**GIVEN INSTRUCTION:**
Leaving out every picture, quote the data below exactly as it appears.

>> begin STORED DATA

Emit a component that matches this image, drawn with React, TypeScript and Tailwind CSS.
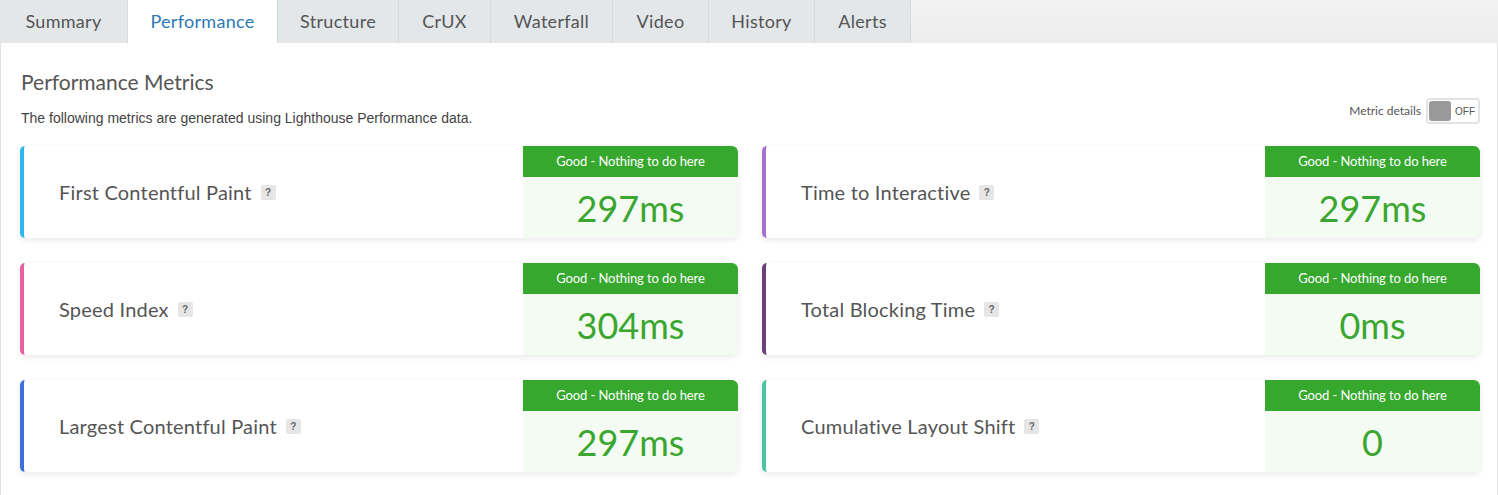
import { ReactNode } from "react";

const tabs = [
  { name: "Summary", w: "w-[128px]" },
  { name: "Performance", w: "w-[150px]", active: true },
  { name: "Structure", w: "w-[121px]" },
  { name: "CrUX", w: "w-[92px]" },
  { name: "Waterfall", w: "w-[122px]" },
  { name: "Video", w: "w-[96px]" },
  { name: "History", w: "w-[106px]" },
  { name: "Alerts", w: "w-[96px]" },
];

const metrics = [
  { label: "First Contentful Paint", value: "297ms", bar: "border-[#2fb6ec]" },
  { label: "Time to Interactive", value: "297ms", bar: "border-[#a86fcb]" },
  { label: "Speed Index", value: "304ms", bar: "border-[#e8619e]" },
  { label: "Total Blocking Time", value: "0ms", bar: "border-[#6c3f7c]" },
  { label: "Largest Contentful Paint", value: "297ms", bar: "border-[#3b72d9]" },
  { label: "Cumulative Layout Shift", value: "0", bar: "border-[#4bc4a1]" },
];

const Help = () => (
  <span className="ml-[9px] inline-flex h-[15px] w-[15px] items-center justify-center rounded-[2px] bg-[#e6e6e6] font-['Liberation_Sans'] text-[10px] font-bold text-[#666]">
    ?
  </span>
);

const Card = ({ label, value, bar }: { label: string; value: ReactNode; bar: string }) => (
  <div className={`flex h-[92px] overflow-hidden rounded-[5px] border-l-4 bg-white shadow-[0_2px_6px_rgba(0,0,0,0.09)] ${bar}`}>
    <div className="flex flex-1 items-center pl-[35px] text-[20px] tracking-[0.2px] text-[#555]">
      {label}
      <Help />
    </div>
    <div className="flex w-[215px] flex-col rounded-tr-[6px]">
      <div className="flex h-[31px] items-center justify-center rounded-tr-[6px] bg-[#36a82e] text-[13px] tracking-[-0.1px] text-white">
        Good - Nothing to do here
      </div>
      <div className="flex flex-1 items-center justify-center bg-[#f4fbf3] text-[36px] text-[#3aa62f]">{value}</div>
    </div>
  </div>
);

export default function App() {
  return (
    <div className="h-[495px] w-[1498px] overflow-hidden bg-white font-['Lato',sans-serif]">
      <div className="flex h-[43px] bg-[#efefef] bg-[linear-gradient(to_bottom,#f3f3f3,#ececec)]">
        {tabs.map((t) => (
          <div
            key={t.name}
            className={`flex h-full items-center justify-center border-r border-[#d3d8db] text-[18px] tracking-[0.3px] ${t.w} ${
              t.active ? "bg-white text-[#2e78b5]" : "bg-[#e3e7ea] text-[#555]"
            }`}
          >
            {t.name}
          </div>
        ))}
      </div>
      <div className="h-[452px] border-x border-[#e2e2e2] pl-[19px] pr-[17px] pt-[25px]">
        <h2 className="pl-[1px] text-[21px] leading-[28px] text-[#555]">Performance Metrics</h2>
        <div className="flex items-start justify-between">
          <p className="mt-[12px] pl-[1px] font-['Liberation_Sans',sans-serif] text-[14px] leading-[20px] text-[#444]">
            The following metrics are generated using Lighthouse Performance data.
          </p>
          <div className="mt-[2px] flex items-center gap-[5px] text-[12px] text-[#555]">
            Metric details
            <div className="flex h-[26px] w-[54px] items-center gap-[4px] rounded-[4px] border-2 border-[#e3e3e3] px-[1px]">
              <span className="h-[20px] w-[22px] rounded-[3px] bg-[#999]" />
              <span className="font-['Liberation_Sans',sans-serif] text-[10px] text-[#555]">OFF</span>
            </div>
          </div>
        </div>
        <div className="mt-[18px] grid grid-cols-2 gap-x-[24px] gap-y-[25px]">
          {metrics.map((m) => (
            <Card key={m.label} {...m} />
          ))}
        </div>
      </div>
    </div>
  );
}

>> end STORED DATA

**SOLUTION TO THIS PROBLEM:**
Emit a component that matches this image, drawn with React, TypeScript and Tailwind CSS.
import { ReactNode } from "react";

const tabs = [
  { name: "Summary", w: "w-[128px]" },
  { name: "Performance", w: "w-[150px]", active: true },
  { name: "Structure", w: "w-[121px]" },
  { name: "CrUX", w: "w-[92px]" },
  { name: "Waterfall", w: "w-[122px]" },
  { name: "Video", w: "w-[96px]" },
  { name: "History", w: "w-[106px]" },
  { name: "Alerts", w: "w-[96px]" },
];

const metrics = [
  { label: "First Contentful Paint", value: "297ms", bar: "border-[#2fb6ec]" },
  { label: "Time to Interactive", value: "297ms", bar: "border-[#a86fcb]" },
  { label: "Speed Index", value: "304ms", bar: "border-[#e8619e]" },
  { label: "Total Blocking Time", value: "0ms", bar: "border-[#6c3f7c]" },
  { label: "Largest Contentful Paint", value: "297ms", bar: "border-[#3b72d9]" },
  { label: "Cumulative Layout Shift", value: "0", bar: "border-[#4bc4a1]" },
];

const Help = () => (
  <span className="ml-[9px] inline-flex h-[15px] w-[15px] items-center justify-center rounded-[2px] bg-[#e6e6e6] font-['Liberation_Sans'] text-[10px] font-bold text-[#666]">
    ?
  </span>
);

const Card = ({ label, value, bar }: { label: string; value: ReactNode; bar: string }) => (
  <div className={`flex h-[92px] overflow-hidden rounded-[5px] border-l-4 bg-white shadow-[0_2px_6px_rgba(0,0,0,0.09)] ${bar}`}>
    <div className="flex flex-1 items-center pl-[35px] text-[20px] tracking-[0.2px] text-[#555]">
      {label}
      <Help />
    </div>
    <div className="flex w-[215px] flex-col rounded-tr-[6px]">
      <div className="flex h-[31px] items-center justify-center rounded-tr-[6px] bg-[#36a82e] text-[13px] tracking-[-0.1px] text-white">
        Good - Nothing to do here
      </div>
      <div className="flex flex-1 items-center justify-center bg-[#f4fbf3] text-[36px] text-[#3aa62f]">{value}</div>
    </div>
  </div>
);

export default function App() {
  return (
    <div className="h-[495px] w-[1498px] overflow-hidden bg-white font-['Lato',sans-serif]">
      <div className="flex h-[43px] bg-[#efefef] bg-[linear-gradient(to_bottom,#f3f3f3,#ececec)]">
        {tabs.map((t) => (
          <div
            key={t.name}
            className={`flex h-full items-center justify-center border-r border-[#d3d8db] text-[18px] tracking-[0.3px] ${t.w} ${
              t.active ? "bg-white text-[#2e78b5]" : "bg-[#e3e7ea] text-[#555]"
            }`}
          >
            {t.name}
          </div>
        ))}
      </div>
      <div className="h-[452px] border-x border-[#e2e2e2] pl-[19px] pr-[17px] pt-[25px]">
        <h2 className="pl-[1px] text-[21px] leading-[28px] text-[#555]">Performance Metrics</h2>
        <div className="flex items-start justify-between">
          <p className="mt-[12px] pl-[1px] font-['Liberation_Sans',sans-serif] text-[14px] leading-[20px] text-[#444]">
            The following metrics are generated using Lighthouse Performance data.
          </p>
          <div className="mt-[2px] flex items-center gap-[5px] text-[12px] text-[#555]">
            Metric details
            <div className="flex h-[26px] w-[54px] items-center gap-[4px] rounded-[4px] border-2 border-[#e3e3e3] px-[1px]">
              <span className="h-[20px] w-[22px] rounded-[3px] bg-[#999]" />
              <span className="font-['Liberation_Sans',sans-serif] text-[10px] text-[#555]">OFF</span>
            </div>
          </div>
        </div>
        <div className="mt-[18px] grid grid-cols-2 gap-x-[24px] gap-y-[25px]">
          {metrics.map((m) => (
            <Card key={m.label} {...m} />
          ))}
        </div>
      </div>
    </div>
  );
}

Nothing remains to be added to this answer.